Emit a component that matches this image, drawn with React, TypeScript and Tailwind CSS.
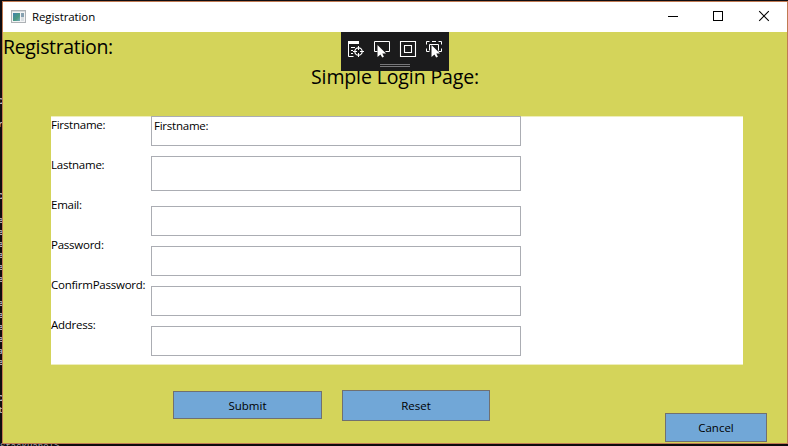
const LABELS = ["Firstname:", "Lastname:", "Email:", "Password:", "ConfirmPassword:", "Address:"];

const FIELDS = [
  { value: "Firstname:", size: "h-[30px]" },
  { value: "", size: "h-[35px] mt-[10px]" },
  { value: "", size: "h-[30px] mt-[15px]" },
  { value: "", size: "h-[30px] mt-[10px]" },
  { value: "", size: "h-[30px] mt-[10px]" },
  { value: "", size: "h-[30px] mt-[10px]" },
];

const EDITOR_GLYPHS = [
  { c: "C", top: 95 },
  { c: "r", top: 118 },
  { c: "C", top: 190 },
  { c: "e", top: 214 },
  { c: "e", top: 226 },
  { c: "e", top: 238 },
  { c: "e", top: 249 },
  { c: "e", top: 261 },
  { c: "e", top: 273 },
  { c: "e", top: 297 },
  { c: "e", top: 309 },
  { c: "e", top: 321 },
  { c: "e", top: 333 },
  { c: "a", top: 345 },
  { c: "e", top: 356 },
  { c: "C", top: 392 },
  { c: "t", top: 404 },
];

function AppIcon() {
  return (
    <svg width="15" height="13" viewBox="0 0 15 13" shapeRendering="crispEdges">
      <defs>
        <linearGradient id="pane" x1="0" y1="0" x2="1" y2="1">
          <stop offset="0" stopColor="#3f7fae" />
          <stop offset="0.6" stopColor="#4a9a80" />
          <stop offset="1" stopColor="#79a8c0" />
        </linearGradient>
      </defs>
      <rect x="0.5" y="0.5" width="14" height="12" fill="#f3f4f5" stroke="#aeb2b6" />
      <rect x="1" y="1" width="13" height="1" fill="#d5d9dc" />
      <rect x="2" y="3" width="7" height="8" fill="url(#pane)" />
      <rect x="10" y="3" width="3" height="4" fill="#86a0b0" />
      <rect x="10" y="7" width="3" height="4" fill="#d9dee2" />
    </svg>
  );
}

function WindowControls() {
  return (
    <svg width="138" height="30" viewBox="0 0 138 30" fill="none" stroke="#000">
      <path d="M19 14.500h10M64.500 9.500h9v9h-9z" shapeRendering="crispEdges" />
      <path d="M110.200 9.200l9.600 9.600M119.800 9.200l-9.600 9.600" strokeWidth="1.100" />
    </svg>
  );
}

function DebugToolbar() {
  return (
    <div className="absolute left-[338px] top-0 h-[39px] w-[108px] bg-[#1b1b1c]">
      <svg width="108" height="39" viewBox="0 0 108 39" fill="none" stroke="#fff">
        <rect x="7" y="9" width="11" height="3" fill="#fff" stroke="none" />
        <path d="M7.500 11v13.500h5M10 15.500h4M10 18.500h2M10 21.500h2" />
        <circle cx="17.500" cy="19.500" r="3.700" strokeWidth="1.200" />
        <path d="M17.500 14v4M17.500 21v4M12 19.500h4M19 19.500h4" />
        <path d="M36.500 19.500h-3v-10h15v10h-4" />
        <path d="M36.500 13v12l3-2.600 1.700 3.100 1.700-.8-1.600-3.200h3.700z" fill="#fff" stroke="none" />
        <path d="M59.500 9.500h15v15h-15zM63.500 13.500h7v7h-7z" strokeWidth="1.100" />
        <path d="M85.500 12.500v-3h3M97.500 9.500h3v3M85.500 16.500v3h3M97.500 19.500h3v-3M91 9.500h4" />
        <path d="M88.500 18.500v-6h9v6" />
        <path d="M90.500 13v12l3-2.600 1.700 3.100 1.700-.8-1.600-3.200h3.700z" fill="#fff" stroke="none" />
        <path d="M39 32.500h30M39 34.500h30" stroke="#77777a" shapeRendering="crispEdges" />
      </svg>
    </div>
  );
}

export default function App() {
  return (
    <div className="relative h-[446px] w-[788px] overflow-hidden bg-[#0e0c10] pl-[2px] pt-px font-['Open_Sans','Noto_Sans',sans-serif] text-[11.5px] leading-4 text-black">
      <div className="absolute left-0 top-0 h-full w-[2px] overflow-hidden font-['Liberation_Mono',monospace] text-[9px] font-bold leading-3 text-[#b9b9bd]">
        {EDITOR_GLYPHS.map((g) => (
          <span key={g.top} className="absolute left-[-2px]" style={{ top: g.top + 1 }}>
            {g.c}
          </span>
        ))}
      </div>
      <div className="absolute left-0 top-[441px] font-['Liberation_Mono',monospace] text-[9px] leading-3 text-[#a5a5a8]">
        StackPanel&gt;
      </div>

      <div className="relative flex h-[443px] w-[786px] flex-col border border-[#c07a52] bg-[#d4d45a]">
        <header className="flex h-[30px] shrink-0 items-center bg-white pl-[8px]">
          <div className="mb-px">
            <AppIcon />
          </div>
          <span className="ml-[6px] tracking-[-0.1px]">Registration</span>
          <div className="ml-auto">
            <WindowControls />
          </div>
        </header>

        <main className="relative flex h-[411px] flex-col">
          <h1 className="h-[30px] text-[19.5px] leading-[30px] tracking-[-0.34px]">Registration:</h1>
          <h2 className="h-[54px] pl-[308px] text-[19.5px] leading-[30px] tracking-[-0.12px]">Simple Login Page:</h2>

          <section className="ml-[48px] flex h-[249px] w-[692px] shrink-0 border-y border-[#eeeebb] bg-white">
            <div className="w-[100px]">
              {LABELS.map((label) => (
                <div key={label} className="h-[40px] whitespace-nowrap tracking-[-0.24px]">
                  {label}
                </div>
              ))}
            </div>
            <div className="-mt-px flex w-[370px] flex-col">
              {FIELDS.map((f, i) => (
                <div key={i} className={`shrink-0 border border-[#abadb3] bg-white pl-[2px] pt-[1px] tracking-[-0.24px] ${f.size}`}>
                  {f.value}
                </div>
              ))}
            </div>
          </section>

          <div className="ml-[170px] mt-[25px] flex items-start gap-[20px]">
            <button className="mt-px h-[28px] w-[149px] border border-[#707070] bg-[#71a7d7] pt-px">Submit</button>
            <button className="h-[31px] w-[148px] border border-[#707070] bg-[#71a7d7]">Reset</button>
          </div>
          <button className="ml-[662px] mt-[-8px] h-[29px] w-[102px] shrink-0 border border-[#707070] bg-[#71a7d7]">
            Cancel
          </button>

          <DebugToolbar />
        </main>
      </div>
    </div>
  );
}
---------------
> _Written exercise_
Take the listing above and restate it word for word, without its pictures.

> _Output of the task_
Emit a component that matches this image, drawn with React, TypeScript and Tailwind CSS.
const LABELS = ["Firstname:", "Lastname:", "Email:", "Password:", "ConfirmPassword:", "Address:"];

const FIELDS = [
  { value: "Firstname:", size: "h-[30px]" },
  { value: "", size: "h-[35px] mt-[10px]" },
  { value: "", size: "h-[30px] mt-[15px]" },
  { value: "", size: "h-[30px] mt-[10px]" },
  { value: "", size: "h-[30px] mt-[10px]" },
  { value: "", size: "h-[30px] mt-[10px]" },
];

const EDITOR_GLYPHS = [
  { c: "C", top: 95 },
  { c: "r", top: 118 },
  { c: "C", top: 190 },
  { c: "e", top: 214 },
  { c: "e", top: 226 },
  { c: "e", top: 238 },
  { c: "e", top: 249 },
  { c: "e", top: 261 },
  { c: "e", top: 273 },
  { c: "e", top: 297 },
  { c: "e", top: 309 },
  { c: "e", top: 321 },
  { c: "e", top: 333 },
  { c: "a", top: 345 },
  { c: "e", top: 356 },
  { c: "C", top: 392 },
  { c: "t", top: 404 },
];

function AppIcon() {
  return (
    <svg width="15" height="13" viewBox="0 0 15 13" shapeRendering="crispEdges">
      <defs>
        <linearGradient id="pane" x1="0" y1="0" x2="1" y2="1">
          <stop offset="0" stopColor="#3f7fae" />
          <stop offset="0.6" stopColor="#4a9a80" />
          <stop offset="1" stopColor="#79a8c0" />
        </linearGradient>
      </defs>
      <rect x="0.5" y="0.5" width="14" height="12" fill="#f3f4f5" stroke="#aeb2b6" />
      <rect x="1" y="1" width="13" height="1" fill="#d5d9dc" />
      <rect x="2" y="3" width="7" height="8" fill="url(#pane)" />
      <rect x="10" y="3" width="3" height="4" fill="#86a0b0" />
      <rect x="10" y="7" width="3" height="4" fill="#d9dee2" />
    </svg>
  );
}

function WindowControls() {
  return (
    <svg width="138" height="30" viewBox="0 0 138 30" fill="none" stroke="#000">
      <path d="M19 14.500h10M64.500 9.500h9v9h-9z" shapeRendering="crispEdges" />
      <path d="M110.200 9.200l9.600 9.600M119.800 9.200l-9.600 9.600" strokeWidth="1.100" />
    </svg>
  );
}

function DebugToolbar() {
  return (
    <div className="absolute left-[338px] top-0 h-[39px] w-[108px] bg-[#1b1b1c]">
      <svg width="108" height="39" viewBox="0 0 108 39" fill="none" stroke="#fff">
        <rect x="7" y="9" width="11" height="3" fill="#fff" stroke="none" />
        <path d="M7.500 11v13.500h5M10 15.500h4M10 18.500h2M10 21.500h2" />
        <circle cx="17.500" cy="19.500" r="3.700" strokeWidth="1.200" />
        <path d="M17.500 14v4M17.500 21v4M12 19.500h4M19 19.500h4" />
        <path d="M36.500 19.500h-3v-10h15v10h-4" />
        <path d="M36.500 13v12l3-2.600 1.700 3.100 1.700-.8-1.600-3.200h3.700z" fill="#fff" stroke="none" />
        <path d="M59.500 9.500h15v15h-15zM63.500 13.500h7v7h-7z" strokeWidth="1.100" />
        <path d="M85.500 12.500v-3h3M97.500 9.500h3v3M85.500 16.500v3h3M97.500 19.500h3v-3M91 9.500h4" />
        <path d="M88.500 18.500v-6h9v6" />
        <path d="M90.500 13v12l3-2.600 1.700 3.100 1.700-.8-1.600-3.200h3.700z" fill="#fff" stroke="none" />
        <path d="M39 32.500h30M39 34.500h30" stroke="#77777a" shapeRendering="crispEdges" />
      </svg>
    </div>
  );
}

export default function App() {
  return (
    <div className="relative h-[446px] w-[788px] overflow-hidden bg-[#0e0c10] pl-[2px] pt-px font-['Open_Sans','Noto_Sans',sans-serif] text-[11.5px] leading-4 text-black">
      <div className="absolute left-0 top-0 h-full w-[2px] overflow-hidden font-['Liberation_Mono',monospace] text-[9px] font-bold leading-3 text-[#b9b9bd]">
        {EDITOR_GLYPHS.map((g) => (
          <span key={g.top} className="absolute left-[-2px]" style={{ top: g.top + 1 }}>
            {g.c}
          </span>
        ))}
      </div>
      <div className="absolute left-0 top-[441px] font-['Liberation_Mono',monospace] text-[9px] leading-3 text-[#a5a5a8]">
        StackPanel&gt;
      </div>

      <div className="relative flex h-[443px] w-[786px] flex-col border border-[#c07a52] bg-[#d4d45a]">
        <header className="flex h-[30px] shrink-0 items-center bg-white pl-[8px]">
          <div className="mb-px">
            <AppIcon />
          </div>
          <span className="ml-[6px] tracking-[-0.1px]">Registration</span>
          <div className="ml-auto">
            <WindowControls />
          </div>
        </header>

        <main className="relative flex h-[411px] flex-col">
          <h1 className="h-[30px] text-[19.5px] leading-[30px] tracking-[-0.34px]">Registration:</h1>
          <h2 className="h-[54px] pl-[308px] text-[19.5px] leading-[30px] tracking-[-0.12px]">Simple Login Page:</h2>

          <section className="ml-[48px] flex h-[249px] w-[692px] shrink-0 border-y border-[#eeeebb] bg-white">
            <div className="w-[100px]">
              {LABELS.map((label) => (
                <div key={label} className="h-[40px] whitespace-nowrap tracking-[-0.24px]">
                  {label}
                </div>
              ))}
            </div>
            <div className="-mt-px flex w-[370px] flex-col">
              {FIELDS.map((f, i) => (
                <div key={i} className={`shrink-0 border border-[#abadb3] bg-white pl-[2px] pt-[1px] tracking-[-0.24px] ${f.size}`}>
                  {f.value}
                </div>
              ))}
            </div>
          </section>

          <div className="ml-[170px] mt-[25px] flex items-start gap-[20px]">
            <button className="mt-px h-[28px] w-[149px] border border-[#707070] bg-[#71a7d7] pt-px">Submit</button>
            <button className="h-[31px] w-[148px] border border-[#707070] bg-[#71a7d7]">Reset</button>
          </div>
          <button className="ml-[662px] mt-[-8px] h-[29px] w-[102px] shrink-0 border border-[#707070] bg-[#71a7d7]">
            Cancel
          </button>

          <DebugToolbar />
        </main>
      </div>
    </div>
  );
}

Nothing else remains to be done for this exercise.